Ее агония была так очевидна и так точно соответствовала положению ее тела, что пожилой священник готов был увидеть кровь, сочащуюся из ран. К тому времени, когда из Фордхэмской больницы прибыла «скорая помощь», отец Келли уже сумел кое-что предпринять. Обескураженный, заспанный Доминик Данжело пытался успокоить свою дочь, хотя и без всякого успеха. Он неуклюже ласкал ее своими грубыми руками, а потом уступил свое место врачам «скорой», которые сразу же ввели ей внутримышечно большую дозу успокаивающих средств. Отец, забыв вдруг английский язык, на котором мог довольно прилично объясняться, метался от одного врача к другому и спрашивал у них на сицилийском диалекте: «Что случилось? Что вы сделали с моей дочкой? Что с ней произошло? Куда… Куда вы ее забираете?»
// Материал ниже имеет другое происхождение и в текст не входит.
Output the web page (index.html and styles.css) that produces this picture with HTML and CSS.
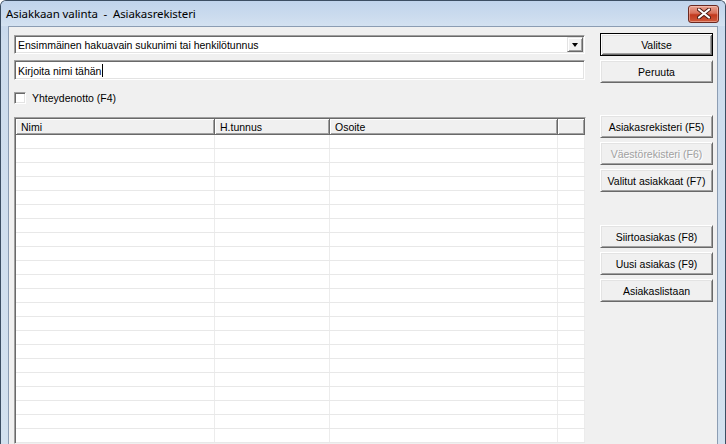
FILE: index.html
```html
<!DOCTYPE html>
<html lang="fi">
<head>
<meta charset="utf-8">
<title>Asiakkaan valinta - Asiakasrekisteri</title>
<link rel="stylesheet" href="styles.css">
</head>
<body>
<div class="window">
  <div class="titlebar">
    <span class="title">Asiakkaan valinta&nbsp; - &nbsp;Asiakasrekisteri</span>
    <button class="close" aria-label="Sulje">
      <svg width="14" height="11" viewBox="0 0 14 11">
        <path d="M2 1.5 L12 9.5 M12 1.5 L2 9.5" stroke="#4a1a12" stroke-width="4" stroke-linecap="round"/>
        <path d="M2 1.5 L12 9.5 M12 1.5 L2 9.5" stroke="#ffffff" stroke-width="2.2" stroke-linecap="round"/>
      </svg>
    </button>
  </div>
  <div class="client">
    <div class="leftcol">
      <div class="combo">
        <span class="combo-text">Ensimmäinen hakuavain sukunimi tai henkilötunnus</span>
        <span class="combo-btn"><span class="arrow"></span></span>
      </div>
      <div class="input">Kirjoita nimi tähän<span class="caret"></span></div>
      <label class="check">
        <span class="box"></span>
        <span>Yhteydenotto (F4)</span>
      </label>
      <div class="list">
        <div class="header">
          <div class="hcell c1">Nimi</div>
          <div class="hcell c2">H.tunnus</div>
          <div class="hcell c3">Osoite</div>
          <div class="hcell c4"></div>
        </div>
        <div class="rows">
          <div class="row"><div class="cell c1"></div><div class="cell c2"></div><div class="cell c3"></div><div class="cell c4"></div></div>
          <div class="row"><div class="cell c1"></div><div class="cell c2"></div><div class="cell c3"></div><div class="cell c4"></div></div>
          <div class="row"><div class="cell c1"></div><div class="cell c2"></div><div class="cell c3"></div><div class="cell c4"></div></div>
          <div class="row"><div class="cell c1"></div><div class="cell c2"></div><div class="cell c3"></div><div class="cell c4"></div></div>
          <div class="row"><div class="cell c1"></div><div class="cell c2"></div><div class="cell c3"></div><div class="cell c4"></div></div>
          <div class="row"><div class="cell c1"></div><div class="cell c2"></div><div class="cell c3"></div><div class="cell c4"></div></div>
          <div class="row"><div class="cell c1"></div><div class="cell c2"></div><div class="cell c3"></div><div class="cell c4"></div></div>
          <div class="row"><div class="cell c1"></div><div class="cell c2"></div><div class="cell c3"></div><div class="cell c4"></div></div>
          <div class="row"><div class="cell c1"></div><div class="cell c2"></div><div class="cell c3"></div><div class="cell c4"></div></div>
          <div class="row"><div class="cell c1"></div><div class="cell c2"></div><div class="cell c3"></div><div class="cell c4"></div></div>
          <div class="row"><div class="cell c1"></div><div class="cell c2"></div><div class="cell c3"></div><div class="cell c4"></div></div>
          <div class="row"><div class="cell c1"></div><div class="cell c2"></div><div class="cell c3"></div><div class="cell c4"></div></div>
          <div class="row"><div class="cell c1"></div><div class="cell c2"></div><div class="cell c3"></div><div class="cell c4"></div></div>
          <div class="row"><div class="cell c1"></div><div class="cell c2"></div><div class="cell c3"></div><div class="cell c4"></div></div>
          <div class="row"><div class="cell c1"></div><div class="cell c2"></div><div class="cell c3"></div><div class="cell c4"></div></div>
          <div class="row"><div class="cell c1"></div><div class="cell c2"></div><div class="cell c3"></div><div class="cell c4"></div></div>
          <div class="row"><div class="cell c1"></div><div class="cell c2"></div><div class="cell c3"></div><div class="cell c4"></div></div>
          <div class="row"><div class="cell c1"></div><div class="cell c2"></div><div class="cell c3"></div><div class="cell c4"></div></div>
          <div class="row"><div class="cell c1"></div><div class="cell c2"></div><div class="cell c3"></div><div class="cell c4"></div></div>
          <div class="row"><div class="cell c1"></div><div class="cell c2"></div><div class="cell c3"></div><div class="cell c4"></div></div>
          <div class="row"><div class="cell c1"></div><div class="cell c2"></div><div class="cell c3"></div><div class="cell c4"></div></div>
          <div class="row"><div class="cell c1"></div><div class="cell c2"></div><div class="cell c3"></div><div class="cell c4"></div></div>
        </div>
      </div>
    </div>
    <div class="rightcol">
      <div class="btngroup main">
        <button class="btn default">Valitse</button>
        <button class="btn">Peruuta</button>
      </div>
      <div class="btngroup sources">
        <button class="btn">Asiakasrekisteri (F5)</button>
        <button class="btn" disabled>Väestörekisteri (F6)</button>
        <button class="btn">Valitut asiakkaat (F7)</button>
      </div>
      <div class="btngroup actions">
        <button class="btn">Siirtoasiakas (F8)</button>
        <button class="btn">Uusi asiakas (F9)</button>
        <button class="btn">Asiakaslistaan</button>
      </div>
    </div>
  </div>
</div>
</body>
</html>
```

FILE: styles.css
```css
* { box-sizing: border-box; }

html, body {
  margin: 0;
  padding: 0;
  width: 726px;
  height: 444px;
  overflow: hidden;
  background: #ffffff;
}

body {
  font-family: "Liberation Sans", Arial, sans-serif;
  font-size: 10.5px;
  color: #000;
}

.window {
  width: 726px;
  height: 444px;
  display: flex;
  flex-direction: column;
  background: linear-gradient(to bottom, #c3d6ee 0px, #cddced 40px, #d3e1ef 100%);
  border: 1px solid #3c4e63;
  border-bottom: none;
  border-radius: 6px 6px 0 0;
  padding: 0 7px 0 7px;
}

.titlebar {
  height: 28px;
  display: flex;
  align-items: center;
  justify-content: space-between;
  background: linear-gradient(to bottom, #c0d4ec 0%, #cbdbee 60%, #d4e2f1 100%);
  margin: 0 -7px;
  padding: 0 6px 1px 5px;
  border-radius: 5px 5px 0 0;
}

.title {
  font-family: "Noto Sans", "Open Sans", sans-serif;
  font-size: 11.5px;
  color: #000;
  letter-spacing: -0.1px;
}

.close {
  width: 31px;
  height: 18px;
  margin-top: 1px;
  padding: 0;
  display: flex;
  align-items: center;
  justify-content: center;
  border: 1px solid #6b2a22;
  border-radius: 3px;
  background: linear-gradient(to bottom, #e8a493 0%, #d9705a 45%, #c2391e 55%, #cf5a3c 100%);
  box-shadow: inset 0 0 0 1px rgba(255, 220, 210, 0.45);
}

.client {
  flex: 1;
  display: flex;
  background: #f0f0f0;
  border: 1px solid #8c9db3;
  border-bottom: none;
  padding: 6px 4px 0 5px;
  gap: 14px;
}

.leftcol {
  width: 573px;
  display: flex;
  flex-direction: column;
}

.combo {
  height: 19px;
  margin-top: 2px;
  margin-right: 1px;
  display: flex;
  align-items: center;
  background: #fff;
  border-style: solid;
  border-width: 1px;
  border-color: #a0a0a0 #ffffff #ffffff #a0a0a0;
  box-shadow: inset 1px 1px 0 #696969, inset -1px -1px 0 #e3e3e3;
}

.combo-text {
  flex: 1;
  padding-left: 3px;
  padding-top: 1px;
}

.combo-btn {
  width: 16px;
  height: 15px;
  margin-right: 1px;
  display: flex;
  align-items: center;
  justify-content: center;
  background: #f0f0f0;
  border-style: solid;
  border-width: 1px;
  border-color: #e3e3e3 #696969 #696969 #e3e3e3;
  box-shadow: inset 1px 1px 0 #ffffff, inset -1px -1px 0 #a0a0a0;
}

.arrow {
  width: 0;
  height: 0;
  border-left: 3.5px solid transparent;
  border-right: 3.5px solid transparent;
  border-top: 4px solid #000;
  margin-top: 1px;
}

.input {
  height: 20px;
  margin-top: 6px;
  margin-right: 1px;
  display: flex;
  align-items: center;
  padding-left: 3px;
  padding-top: 1px;
  background: #fff;
  border-style: solid;
  border-width: 1px;
  border-color: #a0a0a0 #ffffff #ffffff #a0a0a0;
  box-shadow: inset 1px 1px 0 #696969, inset -1px -1px 0 #e3e3e3;
}

.caret {
  display: inline-block;
  width: 1px;
  height: 13px;
  background: #000;
  margin-left: 1px;
}

.check {
  display: flex;
  align-items: center;
  gap: 6px;
  margin-top: 12px;
  height: 12px;
}

.box {
  width: 12px;
  height: 12px;
  background: #fff;
  border-style: solid;
  border-width: 1px;
  border-color: #a0a0a0 #ffffff #ffffff #a0a0a0;
  box-shadow: inset 1px 1px 0 #696969, inset -1px -1px 0 #e3e3e3;
}

.list {
  flex: 1;
  margin-top: 13px;
  background: #fff;
  border-style: solid;
  border-width: 1px;
  border-color: #a0a0a0 #f0f0f0 #f0f0f0 #a0a0a0;
  box-shadow: inset 1px 1px 0 #696969;
  padding: 1px 0 0 1px;
  overflow: hidden;
}

.header {
  display: flex;
  height: 16px;
  background: #f0f0f0;
}

.hcell {
  height: 16px;
  padding-left: 5px;
  padding-top: 2px;
  line-height: 12px;
  border-style: solid;
  border-width: 0 1px 1px 0;
  border-color: #f0f0f0 #696969 #696969 #f0f0f0;
  box-shadow: inset 1px 1px 0 #ffffff, inset -1px -1px 0 #a0a0a0;
}

.c1 { width: 199px; }
.c2 { width: 115px; }
.c3 { width: 228px; }
.c4 { width: 27px; }

.row {
  display: flex;
  height: 14px;
  border-bottom: 1px solid #e8e8e8;
}

.cell {
  height: 13px;
  border-right: 1px solid #ececec;
}

.rightcol {
  width: 113px;
  display: flex;
  flex-direction: column;
}

.btngroup {
  display: flex;
  flex-direction: column;
  gap: 4px;
}

.sources {
  margin-top: 32px;
}

.actions {
  margin-top: 33px;
}

.btn {
  height: 23px;
  width: 113px;
  padding: 0;
  font-family: "Liberation Sans", Arial, sans-serif;
  font-size: 10.5px;
  color: #000;
  background: #f0f0f0;
  border-style: solid;
  border-width: 1px;
  border-color: #ffffff #696969 #696969 #ffffff;
  box-shadow: inset 1px 1px 0 #e3e3e3, inset -1px -1px 0 #a0a0a0;
}

.btn.default {
  border: 1px solid #000;
  box-shadow: inset 1px 1px 0 #ffffff, inset -1px -1px 0 #696969, inset 2px 2px 0 #e3e3e3, inset -2px -2px 0 #a0a0a0;
}

.btn:disabled {
  color: #a0a0a0;
  text-shadow: 1px 1px 0 #ffffff;
}
```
Его сын, Данте, вцепился в плечи отца с такой силой, которую трудно было предположить в подростке. Этот мальчик, этот ребенок успокаивал взрослого мужчину, повторяя бессмысленные, но необходимые в данном случае слова: «Все будет хорошо, папа, все будет хорошо».

Конечно, ни сын, ни отец не верили в то, что все будет хорошо, видя, как на Анжелу, находящуюся еще в состоянии религиозного экстаза, надевают смирительную рубашку, а потом, подобно мешку, несут вверх по каменным ступеням лестницы к машине «скорой помощи». В доме напротив церкви поднимались шторы и открывались окна. Отец Келли замахал руками на любопытных соседей, чтобы они опять ложились спать. Все, мол, в порядке. Девочка заболела, вот и все. Он стоял перед домом, широко расставив ноги, подняв вверх голову, пристально вглядываясь в лица жильцов, как будто стараясь запомнить тех, кто еще выглядывал из окон, кивая с одобрением по мере того, как они нехотя подчинялись ему.

Отец Келли, со сверкающими от возбуждения голубыми глазами и с тревогой во взгляде, понимал, что теперь он должен руководить тут всем. Старый священник только бормотал что-то невнятное и трясся, вряд ли уже понимая, что происходит. Отец Келли подозвал к себе Данте и сказал ему, чтобы тот отправил отца и других детей домой. Ему же самому велел остаться. Так два молодых человека заняли место двух старых людей.

Священник и мальчик поехали с ненормальной девочкой в больницу. Каждый из них, однако, по-разному оценивал ситуацию. Данте воспринял это как еще одно несчастье в их семье. Он чувствовал себя крайне одиноким, ни с кем не мог поделиться тем, что чувствовал в данную минуту. Отец Келли ломал голову над тем, в чем смысл происходящего, если в этом вообще есть какой-то смысл. Был ли это религиозный экстаз необычайной силы и, если да, то почему не появились стигматы? Или они появятся позже? А может быть, эта простая бедная девочка измучила себя чрезмерными молитвами, и не следовало бы разрешать ей так подолгу находиться в церкви (в чем есть вина и отца Келли, которому надлежало бы быть более бдительным). Кроме всего прочего, то, что случилось, подтвердило еще раз, что отцу Мерфи пора на покой. Он был больной старик, который уже больше не мог справляться со своими обязанностями. Если он сейчас не уйдет на отдых, то все может кончиться сердечным приступом. Он уже не в силах был выносить такое напряжение. Приходу требовался более молодой и крепкий человек.